The problem is that this cycle has been marked by easy capital and a fetishization of the early-to-middle parts of the tech startup lifecycle. Lots of incubators and accelerators. "Shark Tank" on television. "Silicon Valley" on HBO. Never before has it been this easy and cheap to start or expand a venture. Yet on the other end of the lifecycle, exit times have lengthened, as late-series deal sizes swell, reducing the impetus to IPO (in search of public market capital) or sell before growth capital runs out.
This is a huge problem in my opinion. The VC industry lacks discipline and real competence, seeking disruption and market share dominance without a clear path to profitability. You see, VC-fueled startups aren't held to the same standard as existing publicly traded competitors who must answer to investors worried about cash flows and operating earnings every three months. Or of past VC cycles where money was tighter, and thus, the time to exit was shorter.

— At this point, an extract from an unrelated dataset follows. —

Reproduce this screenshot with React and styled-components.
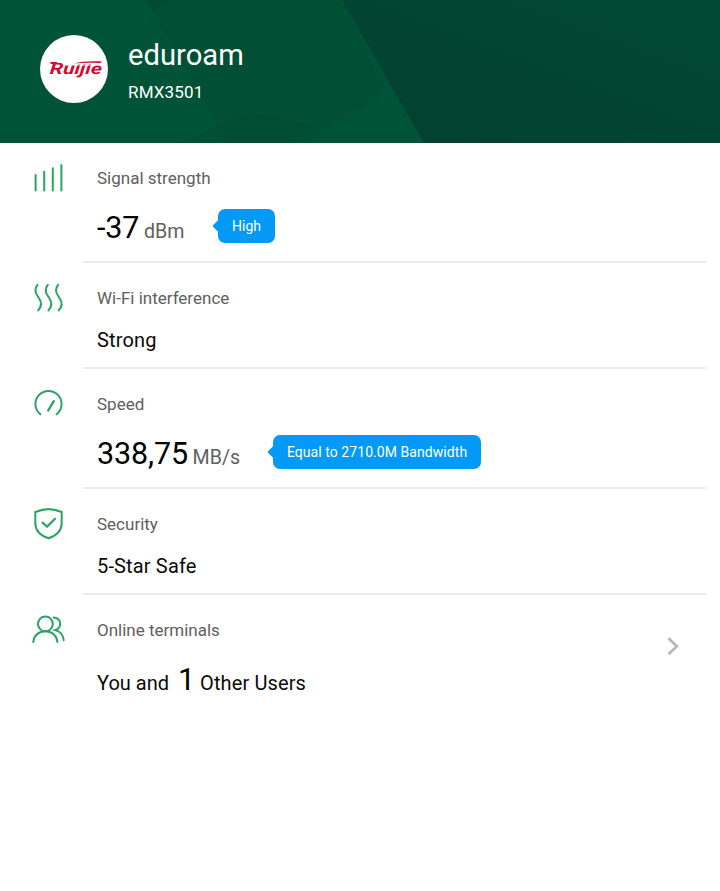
import React from "react";
import styled, { createGlobalStyle } from "styled-components";

const GlobalStyle = createGlobalStyle`
  * { box-sizing: border-box; }
  body { margin: 0; background: #fff; font-family: Roboto, sans-serif; }
`;

const Page = styled.main`
  width: 720px;
  min-height: 891px;
  background: #fff;
`;

const Header = styled.header`
  position: relative;
  display: flex;
  height: 143px;
  padding: 35px 40px 0;
  gap: 20px;
  color: #fff;
  background: #024432;
`;

const Backdrop = styled.svg`
  position: absolute;
  inset: 0;
`;

const Avatar = styled.div`
  position: relative;
  width: 68px;
  height: 68px;
  border-radius: 50%;
  background: #fff;
`;

const Titles = styled.div`
  position: relative;
  display: flex;
  flex-direction: column;
`;

const Network = styled.h1`
  margin: 3px 0 0;
  font-size: 29.2px;
  font-weight: 400;
  line-height: 34px;
`;

const Device = styled.span`
  margin-top: 10px;
  font-size: 17px;
  line-height: 20px;
  letter-spacing: 0.15px;
`;

const Row = styled.section`
  display: grid;
  grid-template-columns: 83px 1fr;
  height: ${(p) => p.$height}px;
  padding-right: 14px;
`;

const IconCell = styled.div`
  padding: 17px 0 0 30px;
  svg { display: block; }
`;

const Body = styled.div`
  display: flex;
  justify-content: space-between;
  padding: 25px 27px 0 14px;
  border-bottom: ${(p) => (p.$last ? "none" : "2px solid #ebebeb")};
`;

const Label = styled.div`
  font-size: 17px;
  line-height: 20px;
  color: #606060;
`;

const Value = styled.div`
  display: flex;
  align-items: baseline;
  margin-top: ${(p) => (p.$compact ? 20 : 22)}px;
  font-size: 20px;
  line-height: ${(p) => (p.$compact ? 24 : 36)}px;
  letter-spacing: ${(p) => (p.$compact ? 0.15 : 0)}px;
  color: #0a0a0a;
  white-space: pre;
`;

const Big = styled.span`
  font-size: 30.5px;
  line-height: 36px;
  letter-spacing: -0.1px;
  color: #000;
`;

const Count = styled(Big)`
  margin: 0 5px 0 9px;
`;

const Users = styled.span`
  letter-spacing: 0.12px;
`;

const Unit = styled.span`
  margin-left: 4.5px;
  font-size: 19.6px;
  color: #606060;
`;

const Badge = styled.span`
  position: relative;
  align-self: flex-start;
  height: 34px;
  margin: -1px 0 0 ${(p) => p.$gap}px;
  padding: 0 14px;
  border-radius: 7px;
  background: #0399f7;
  color: #fff;
  font-size: 14px;
  line-height: 34px;
  letter-spacing: 0.06px;
  &::before {
    content: "";
    position: absolute;
    left: -3.5px;
    top: 13px;
    width: 8px;
    height: 8px;
    border-radius: 1px;
    background: inherit;
    transform: rotate(45deg);
  }
`;

const Chevron = styled.svg`
  margin-top: 16px;
`;

const Icon = ({ children }) => (
  <svg width="38" height="38" viewBox="0 0 38 38" fill="none" stroke="#28a562" strokeWidth="2" strokeLinecap="round">
    {children}
  </svg>
);

const SignalIcon = () => (
  <Icon><path d="M5.6 15V30.4M14.2 11.7V30.4M22.8 8.2V30.4M31.4 5V30.4" /></Icon>
);

const WaveIcon = () => (
  <Icon>
    {[0, 10.3, 20.6].map((x) => (
      <path key={x} transform={`translate(${x} 0)`} d="M7.5 4.8C4.7 8.5 4.8 12 7.3 15.5L9 18.2C11.8 22.2 11.4 26.7 8.2 30.4" />
    ))}
  </Icon>
);

const SpeedIcon = () => (
  <Icon>
    <path d="M10.4 28.3A13.1 13.1 0 1 1 26.6 28.3" />
    <path d="M18.2 24.5L23.8 15.2" strokeWidth="2.3" />
  </Icon>
);

const ShieldIcon = () => (
  <Icon>
    <path strokeLinejoin="round" d="M18.5 2.9C13.8 3.4 9.4 4.2 5.3 6V17.2C5.3 25.2 11.2 29.7 18.5 32.2C25.8 29.7 31.7 25.2 31.7 17.2V6C27.6 4.2 23.2 3.4 18.5 2.9Z" />
    <path d="M12.5 16.6L17.1 20.6L25 12.8" strokeWidth="2.2" strokeLinejoin="round" />
  </Icon>
);

const UsersIcon = () => (
  <Icon>
    <circle cx="15.4" cy="11.9" r="7.4" />
    <path d="M3.3 30C3.6 23.7 8.8 19.3 15.3 19.3S27 23.7 27.4 30M23.6 5.4C27.3 5.4 30.2 8.3 30.2 11.8C30.2 15 28 17.3 25.2 18.1C30.2 19.5 33.3 23 33.7 28.2" />
  </Icon>
);

const rows = [
  { label: "Signal strength", icon: <SignalIcon />, height: 120, value: <><Big>-37</Big><Unit>dBm</Unit><Badge $gap={33.5}>High</Badge></> },
  { label: "Wi-Fi interference", icon: <WaveIcon />, height: 106, compact: true, value: "Strong" },
  { label: "Speed", icon: <SpeedIcon />, height: 120, value: <><Big>338,75</Big><Unit>MB/s</Unit><Badge $gap={32.8}>Equal to 2710.0M Bandwidth</Badge></> },
  { label: "Security", icon: <ShieldIcon />, height: 106, compact: true, value: "5-Star Safe" },
  { label: "Online terminals", icon: <UsersIcon />, height: 120, last: true, value: <>You and<Count>1</Count><Users>Other Users</Users></> },
];

export default function App() {
  return (
    <Page>
      <GlobalStyle />
      <Header>
        <Backdrop width="720" height="143" viewBox="0 0 720 143">
          <defs>
            <linearGradient id="base" x1="0" y1="1" x2="1" y2="0">
              <stop offset="0" stopColor="#03402f" />
              <stop offset="1" stopColor="#004934" />
            </linearGradient>
          </defs>
          <path fill="url(#base)" d="M340 0H720V143H340Z" />
          <path fill="#015337" d="M0 0H342L424 143H0Z" />
          <path fill="#014b35" d="M146 0H168L153 12Z" />
          <path fill="#014f35" opacity=".7" d="M153 12L228 143H305L385 90L342 0H168Z" />
          <path fill="#014b33" opacity=".5" d="M180 143L250 113L310 125L290 143Z" />
        </Backdrop>
        <Avatar>
          <svg width="68" height="68" viewBox="0 0 68 68">
            <g fill="#d40a35" transform="translate(9.5 38.5) skewX(-5)">
              <text fontFamily="Roboto, sans-serif" fontSize="16" fontWeight="700" fontStyle="italic" textLength="52" lengthAdjust="spacingAndGlyphs">Ruijie</text>
            </g>
            <path fill="#fff" d="M33 25.5H64V29H33Z" />
            <path fill="#d40a35" d="M34 28.6C42 26.2 51 25.8 62 26.4L60 28.2C51 27.3 43 27.8 34 28.6ZM10 27.1H17L16.5 29H11Z" />
          </svg>
        </Avatar>
        <Titles>
          <Network>eduroam</Network>
          <Device>RMX3501</Device>
        </Titles>
      </Header>
      {rows.map((r) => (
        <Row key={r.label} $height={r.height}>
          <IconCell>{r.icon}</IconCell>
          <Body $last={r.last}>
            <div>
              <Label>{r.label}</Label>
              <Value $compact={r.compact}>{r.value}</Value>
            </div>
            {r.last && (
              <Chevron width="12" height="20" viewBox="0 0 12 20" fill="none" stroke="#b5b5b5" strokeWidth="2.6">
                <path d="M1.5 2.2L9.8 10.2L1.5 18.2" />
              </Chevron>
            )}
          </Body>
        </Row>
      ))}
    </Page>
  );
}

For example, Look at Uber, the world's most valuable VC-backed company, with an estimated valuation of $62 billion. It's burning through cash, losing between $500 million and $1.5 billion per quarter on a run-rate basis since early 2017. Yet the company still raised a $1.25 billion Series G led by SoftBank in 2018. Its valuation is holding above $60 billion, a level first crossed in 2016, despite years of scandal, intensifying foreign competition, and the maturation of its core business.
Compare that to Tesla, which is pursuing a similar strategy of breakneck growth, burning cash to achieve scale and capture market share. Profitability is also an over-the-horizon goal. But the burdens of being publicly traded are clear, from aggressive short sellers to CEO Elon Musk's post-earning calls with analysts.
Imagine VCs and their unicorns were held to the same standard. If Uber had to publicly explain the reasoning behind its recent M&A activity (bikes from Jump, but only scooters from Lime?) or why HR woes have suddenly returned, or when profitability will be achieved. Moreover, imagine what the company’s valuation would be if investors could place active bets against its success.
The uneven playing field and the influx of capital into the VC ecosystem create a situation where money-losing firms can continue operating and undercutting incumbents for far longer than previously, as their VC backers reward growth metrics with higher valuations.
Arguably, these firms are destroying economic value.